To expound, after running Alonzo’s ship aground, Ariel verbally demonstrates his opposition to Prospero’s forced servitude, thus alluding to the anti-colonial nature of The Tempest play. Believing that his master will free him one year earlier as agreed, Ariel has judiciously followed Prospero’s instructions. It however becomes clear that Prospero is not willing to let go of Ariel. Consequently, Ariel reminds Prospero of ‘what thou (Prospero) hast promised…..liberty’ (Shakespeare I.ii. 244-254). Ariel’s complaining remark shows that he does not approve of Prospero’s oppressive hold of the former. To confirm this idea, Loomba and Orkin (1998) observe that The Tempest play involves a colonialism discourse. The authors explain that the colonialism discussion is both historical and abstract (Loomba and Orkin 26).

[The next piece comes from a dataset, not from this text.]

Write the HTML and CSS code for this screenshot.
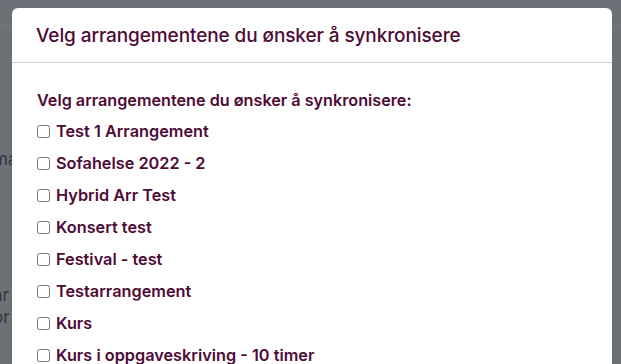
FILE: index.html
```html
<!DOCTYPE html>
<html lang="no">
<head>
<meta charset="utf-8">
<link rel="stylesheet" href="styles.css">
</head>
<body>
<div class="page">
  <div class="page-bar"></div>
  <div class="page-text t1">ma</div>
  <div class="page-text t2">ar</div>
  <div class="page-text t3">or</div>
</div>
<div class="backdrop"></div>
<div class="modal">
  <div class="modal-header">
    <h5 class="modal-title">Velg arrangementene du ønsker å synkronisere</h5>
  </div>
  <div class="modal-body">
    <p class="intro">Velg arrangementene du ønsker å synkronisere:</p>
    <ul class="list">
      <li><label><span class="box"></span>Test 1 Arrangement</label></li>
      <li><label><span class="box"></span>Sofahelse 2022 - 2</label></li>
      <li><label><span class="box"></span>Hybrid Arr Test</label></li>
      <li><label><span class="box"></span>Konsert test</label></li>
      <li><label><span class="box"></span>Festival - test</label></li>
      <li><label><span class="box"></span>Testarrangement</label></li>
      <li><label><span class="box"></span>Kurs</label></li>
      <li><label><span class="box"></span>Kurs i oppgaveskriving - 10 timer</label></li>
    </ul>
  </div>
</div>
</body>
</html>
```
FILE: styles.css
```css
html, body {
  margin: 0;
  padding: 0;
  width: 621px;
  height: 364px;
  overflow: hidden;
  font-family: Inter, "Noto Sans", sans-serif;
  background: #d8e2ee;
}
.page {
  position: absolute;
  inset: 0;
  background: #d8e2ee;
}
.page-bar {
  height: 24px;
  border-bottom: 1px solid #e6ecf4;
}
.page-text {
  position: absolute;
  left: -7px;
  font-size: 17px;
  color: #6a6e74;
  font-family: Inter, sans-serif;
}
.t1 { top: 149px; }
.t2 { top: 285px; }
.t3 { top: 307px; }
.backdrop {
  position: absolute;
  inset: 0;
  background: rgba(0, 0, 0, 0.5);
}
.modal {
  position: absolute;
  left: 12px;
  top: 8px;
  width: 600px;
  height: 400px;
  background: #ffffff;
  border-radius: 6px;
  color: #4d0b36;
}
.modal-header {
  height: 54px;
  border-bottom: 1px solid #dccdd6;
  display: flex;
  align-items: center;
  padding: 0 24px;
}
.modal-title {
  margin: 0;
  font-size: 19px;
  font-weight: 500;
  letter-spacing: -0.1px;
}
.modal-body {
  padding: 25px 25px 0;
}
.intro {
  margin: 0 0 3px;
  font-size: 16.2px;
  font-weight: 600;
  line-height: 24px;
}
.list {
  list-style: none;
  margin: 0;
  padding: 0;
}
.list li {
  height: 32px;
  display: flex;
  align-items: center;
  font-size: 16.3px;
  font-weight: 600;
}
.list label {
  display: flex;
  align-items: center;
}
.box {
  width: 11px;
  height: 11px;
  border: 1px solid #767676;
  border-radius: 2.5px;
  margin-right: 6px;
  background: #fff;
}
```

Like Ariel, Caliban clearly demonstrates his dissent with regard to Prospero’s oppressive dominion, thereby reflecting the play’s theme of anti-colonial rebellion. Through word and deed, Caliban is firmly opposed to Prospero’s colonial-style control. Prospero has made Caliban a forced servant following the latter’s attempted rape of Miranda. The unwavering Caliban however verbally challenges Prospero’s dominion by asserting that the island on which the duo are belongs to Sycorax - Caliban’s mother - as well as to Caliban himself. Caliban indirectly tells Prospero that the latter is an unwanted intruder into the former’s life. He defiantly states that Prospero...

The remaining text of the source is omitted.